In 'Tobias en de dood' maken we de ontwikkelingen mee van de amorele en ongehoorzame Tobias Termaete, een middelbare Nederlandse man. Hij is vervreemd van zijn omgeving en de rest van de wereld en het laat hem koud wat andere mensen denken.
Na de ontvangst van een briefje over de zelfdoding van een bekende begint Tobias' bezinning op zijn eigen leven. In zijn onderhandelingen met de dood raakt hij verder vervreemd van zichzelf en zoekt hij heil bij voornamelijk vrouwelijk gezelschap. Opmerkelijk genoeg slaagt hij erin om de dood te ontwijken en kan hij uiteindelijk afstand doen van zijn verleden. 'Tobias en de dood' wordt over het algemeen beschouwd als één van de hoogtepunten uit het werk van J. van Oudshoorn.

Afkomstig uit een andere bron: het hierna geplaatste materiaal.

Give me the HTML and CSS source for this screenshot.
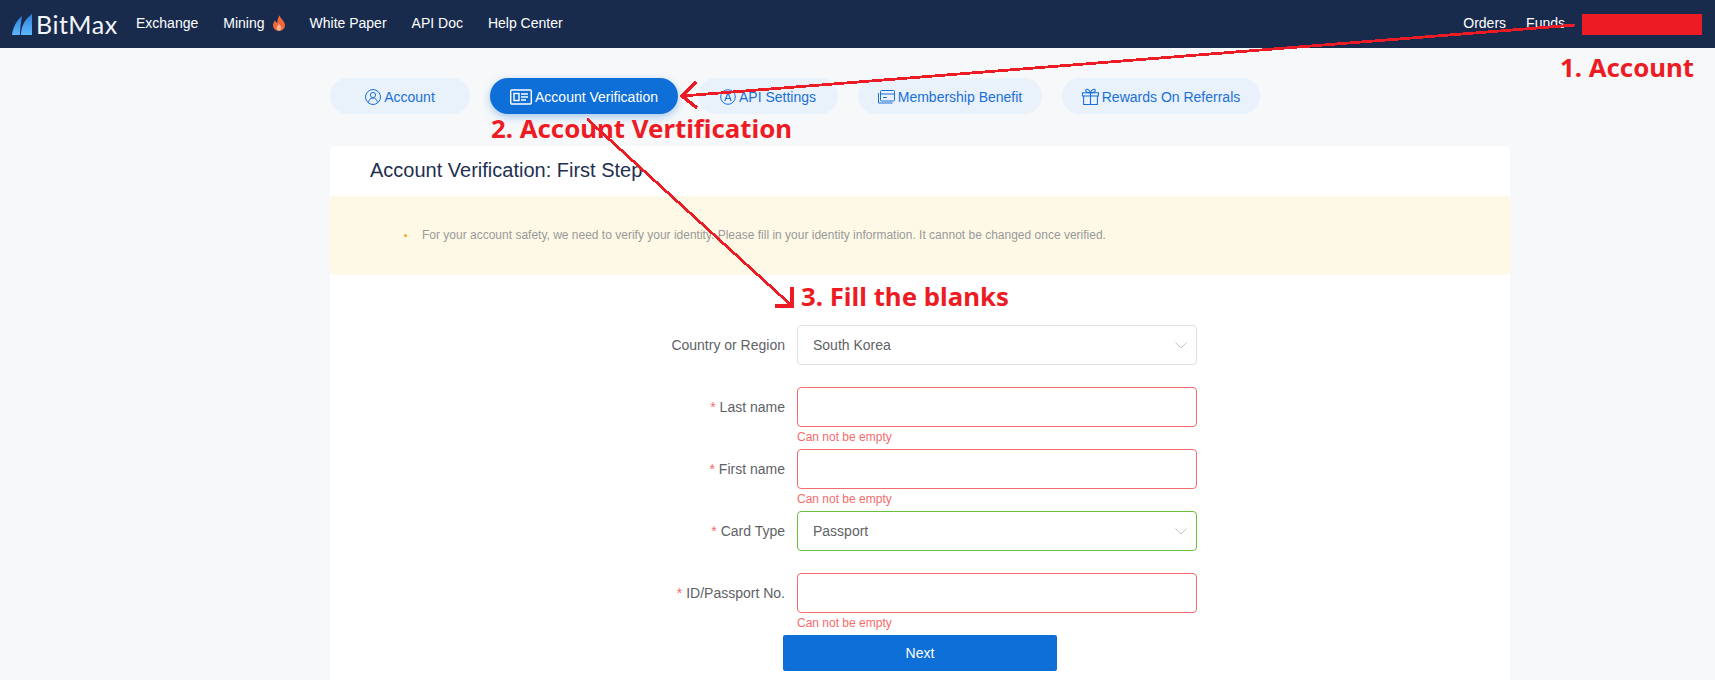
FILE: index.html
```html
<!DOCTYPE html>
<html lang="en">
<head>
<meta charset="utf-8">
<title>BitMax - Account Verification</title>
<link rel="stylesheet" href="styles.css">
</head>
<body>
<header class="topbar">
  <a class="logo">
    <svg class="logo-mark" width="20" height="21" viewBox="0 0 20 21">
      <defs>
        <linearGradient id="sail" x1="0" y1="0" x2="0" y2="1">
          <stop offset="0" stop-color="#2f80d8"/>
          <stop offset="1" stop-color="#5cb8ff"/>
        </linearGradient>
      </defs>
      <path d="M0 21C1 13 5 6 10 2C9 8 8 14 8 21Z" fill="url(#sail)"/>
      <path d="M9 21C9 12 13 5 20 0V21Z" fill="url(#sail)"/>
    </svg>
    <span class="logo-text">BitMax</span>
  </a>
  <nav class="nav">
    <a>Exchange</a>
    <a class="nav-fire">Mining
      <svg width="12" height="16" viewBox="0 0 13 17">
        <path d="M7 0C8 4 13 6 13 11C13 14.500 10 17 6.500 17C3 17 0 14.500 0 11C0 8.500 1.500 7 2.500 5.500C3 7 3.500 8 4.500 8.500C5 5.500 5 3 7 0Z" fill="#f0683c"/>
        <path d="M6.500 9C7 11 9 12 9 14C9 15.500 8 17 6.500 17C5 17 4 15.500 4 14C4 12 6 11 6.500 9Z" fill="#fbb58e"/>
      </svg>
    </a>
    <a>White Paper</a>
    <a>API Doc</a>
    <a>Help Center</a>
  </nav>
  <div class="nav-right">
    <a>Orders</a>
    <a class="funds">Funds</a>
    <span class="redacted"></span>
  </div>
</header>

<main class="page">
  <div class="tabs">
    <a class="tab tab-account">
      <svg width="16" height="16" viewBox="0 0 16 16" fill="none" stroke="currentColor"><circle cx="8" cy="8" r="7.500"/><circle cx="8" cy="6" r="2.600"/><path d="M3.500 13.500C4 10.500 5.500 9 8 9C10.500 9 12 10.500 12.500 13.500"/></svg>
      Account
    </a>
    <a class="tab tab-active tab-verify">
      <svg class="id-icon" width="22" height="16" viewBox="0 0 22 16" fill="none" stroke="currentColor" stroke-width="1.400"><rect x="0.700" y="1" width="20.600" height="14" rx="1"/><rect x="4" y="4.500" width="5" height="7"/><path d="M11 5H18M11 8H18M11 11H16"/></svg>
      Account Verification
    </a>
    <a class="tab tab-api">
      <svg width="16" height="16" viewBox="0 0 16 16" fill="none" stroke="currentColor"><circle cx="8" cy="8" r="7.300"/><path d="M4.800 12L8 3.800L11.200 12M5.900 9.500H10.100" stroke-width="1.200"/></svg>
      API Settings
    </a>
    <a class="tab tab-member">
      <svg width="17" height="14" viewBox="0 0 17 14" fill="none" stroke="currentColor"><rect x="2.500" y="0.500" width="14" height="10.500" rx="1"/><path d="M0.500 3V13H14.500M2.500 4H16.500M5 7.500H9"/></svg>
      Membership Benefit
    </a>
    <a class="tab tab-reward">
      <svg width="17" height="17" viewBox="0 0 16 16" fill="none" stroke="currentColor"><rect x="0.500" y="4.500" width="15" height="3"/><path d="M1.500 7.500V15.500H14.500V7.500M8 4.500V15.500M8 4.500C6 4.500 3.500 4 3.500 2.300C3.500 0.500 6.500 0.500 8 4.500C9.500 0.500 12.500 0.500 12.500 2.300C12.500 4 10 4.500 8 4.500Z"/></svg>
      Rewards On Referrals
    </a>
  </div>

  <section class="card">
    <h1 class="card-title">Account Verification: First Step</h1>
    <ul class="notice">
      <li>For your account safety, we need to verify your identity. Please fill in your identity information. It cannot be changed once verified.</li>
    </ul>
    <form class="form">
      <div class="row">
        <label class="label">Country or Region</label>
        <div class="field">
          <div class="control select">South Korea
            <svg class="chevron" width="12" height="7" viewBox="0 0 12 7" fill="none" stroke="#c0c4cc"><path d="M0.500 0.500L6 6L11.500 0.500"/></svg>
          </div>
        </div>
      </div>
      <div class="row">
        <label class="label"><span class="req">*</span> Last name</label>
        <div class="field"><div class="control invalid"></div><p class="error">Can not be empty</p></div>
      </div>
      <div class="row">
        <label class="label"><span class="req">*</span> First name</label>
        <div class="field"><div class="control invalid"></div><p class="error">Can not be empty</p></div>
      </div>
      <div class="row">
        <label class="label"><span class="req">*</span> Card Type</label>
        <div class="field">
          <div class="control select valid">Passport
            <svg class="chevron" width="12" height="7" viewBox="0 0 12 7" fill="none" stroke="#c0c4cc"><path d="M0.500 0.500L6 6L11.500 0.500"/></svg>
          </div>
        </div>
      </div>
      <div class="row">
        <label class="label"><span class="req">*</span> ID/Passport No.</label>
        <div class="field"><div class="control invalid"></div><p class="error">Can not be empty</p></div>
      </div>
      <button class="next" type="button">Next</button>
    </form>
  </section>
</main>

<svg class="marks" width="1715" height="680" viewBox="0 0 1715 680" fill="none" stroke="#ed1c24" shape-rendering="crispEdges">
  <path d="M1575 25L682 96" stroke-width="2.800"/>
  <path d="M696 82L682 96L697 108" stroke-width="3.500"/>
  <path d="M587 119L792 306" stroke-width="2.800"/>
  <path d="M792 287V306H775" stroke-width="3.500"/>
</svg>
<div class="note note-1">1. Account</div>
<div class="note note-2">2. Account Vertification</div>
<div class="note note-3">3. Fill the blanks</div>
</body>
</html>
```

FILE: styles.css
```css
* { box-sizing: border-box; }
html, body { margin: 0; height: 680px; overflow: hidden; }
body {
  background: #f7f8fa;
  font-family: "Liberation Sans", Arial, sans-serif;
  font-size: 14px;
  color: #606266;
  position: relative;
}
.topbar {
  display: flex;
  align-items: center;
  height: 48px;
  padding: 0 13px 2px 12px;
  background: #182b4d;
  color: #fff;
}
.logo { display: flex; align-items: center; gap: 4px; width: 124px; margin-top: 2px; }
.logo-text { font-family: Lato, "Open Sans", sans-serif; font-size: 25px; color: #f2f5f9; letter-spacing: 0.5px; }
.nav { display: flex; align-items: center; gap: 25px; }
.nav-fire { display: flex; align-items: center; gap: 8px; }
.nav-right { display: flex; align-items: center; margin-left: auto; }
.funds { margin-left: 20px; }
.redacted { width: 120px; height: 21px; background: #ed1c24; margin-left: 17px; margin-top: 2px; }

.page { padding: 30px 0 0 330px; }
.tabs { display: flex; gap: 20px; margin-bottom: 32px; }
.tab {
  display: flex;
  align-items: center;
  justify-content: center;
  gap: 3px;
  height: 36px;
  padding-top: 1px;
  border-radius: 18px;
  background: #e9f1fa;
  color: #1a70d8;
}
.tab-account { width: 140px; }
.tab-verify { width: 188px; }
.tab-api { width: 140px; }
.tab-member { width: 184px; }
.tab-reward { width: 198px; }
.tab-active {
  background: #0e6fd8;
  color: #fff;
  box-shadow: 0 3px 8px rgba(14, 111, 216, 0.35);
}
.card { width: 1180px; height: 560px; background: #fff; border-radius: 4px; }
.card-title {
  margin: 0;
  height: 50px;
  padding-left: 40px;
  font-size: 20px;
  font-weight: 400;
  line-height: 48px;
  color: #22304f;
}
.notice {
  margin: 0;
  height: 79px;
  padding: 0 0 0 74px;
  background: #fef9e7;
  font-size: 12px;
  line-height: 78px;
  color: #999;
  border-radius: 4px;
  list-style: none;
}
.notice li { display: flex; align-items: center; }
.notice li::before {
  content: "";
  width: 3px;
  height: 3px;
  margin-right: 15px;
  border-radius: 50%;
  background: #f5a623;
}
.form { padding-top: 50px; }
.row {
  display: grid;
  grid-template-columns: 455px 400px;
  column-gap: 12px;
  height: 62px;
}
.label { text-align: right; line-height: 40px; }
.req { color: #f56c6c; }
.control {
  position: relative;
  height: 40px;
  padding: 0 15px;
  border: 1px solid #dcdfe6;
  border-radius: 4px;
  background: #fff;
  line-height: 38px;
}
.invalid { border-color: #f56c6c; }
.valid { border-color: #67c23a; }
.chevron { position: absolute; right: 9px; top: 16px; }
.error { margin: 0; font-size: 12px; line-height: 20px; color: #f56c6c; }
.next {
  display: block;
  width: 274px;
  height: 36px;
  margin-left: 453px;
  border: 0;
  border-radius: 2px;
  background: #0e6fd8;
  color: #fff;
  font: 14px "Liberation Sans", Arial, sans-serif;
}

.marks { position: absolute; left: 0; top: 0; pointer-events: none; }
.note {
  position: absolute;
  font-family: "Noto Sans", sans-serif;
  font-weight: 700;
  font-size: 25.800px;
  line-height: 30px;
  color: #ed1c24;
  white-space: nowrap;
}
.note-1 { left: 1560px; top: 52px; }
.note-2 { left: 491px; top: 113px; }
.note-3 { left: 801px; top: 281px; }
```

Jan Koos Feylbrief (1876–1951) was begin 20e eeuw voor lange tijd de kanselier van de Nederlandse ambassade in Berlijn. Onder het pseudoniem J. van Oudshoorn heeft hij verhalen en romans geschreven die zijn doortrokken van een abnormale omgevingsangst, waarin de dood groots figureerde en de zin van het leven slechts een kleine rol werd toebedeeld. Van Oudhoorn's seksuele frustraties en zijn sombere kijk op het leven komen naar voren in verschillende romans, zoals zijn bekende werken 'Willem Mertens' levensspiegel' en 'Tobias en de dood'. Hoewel J. van Oudshoorn slechts een bescheiden oeuvre heeft geschreven, heeft hij voor zijn werk veel waardering gekregen van verschillende schrijvers als F. Bordewijk, Frans Coenen en M. Nijhoff.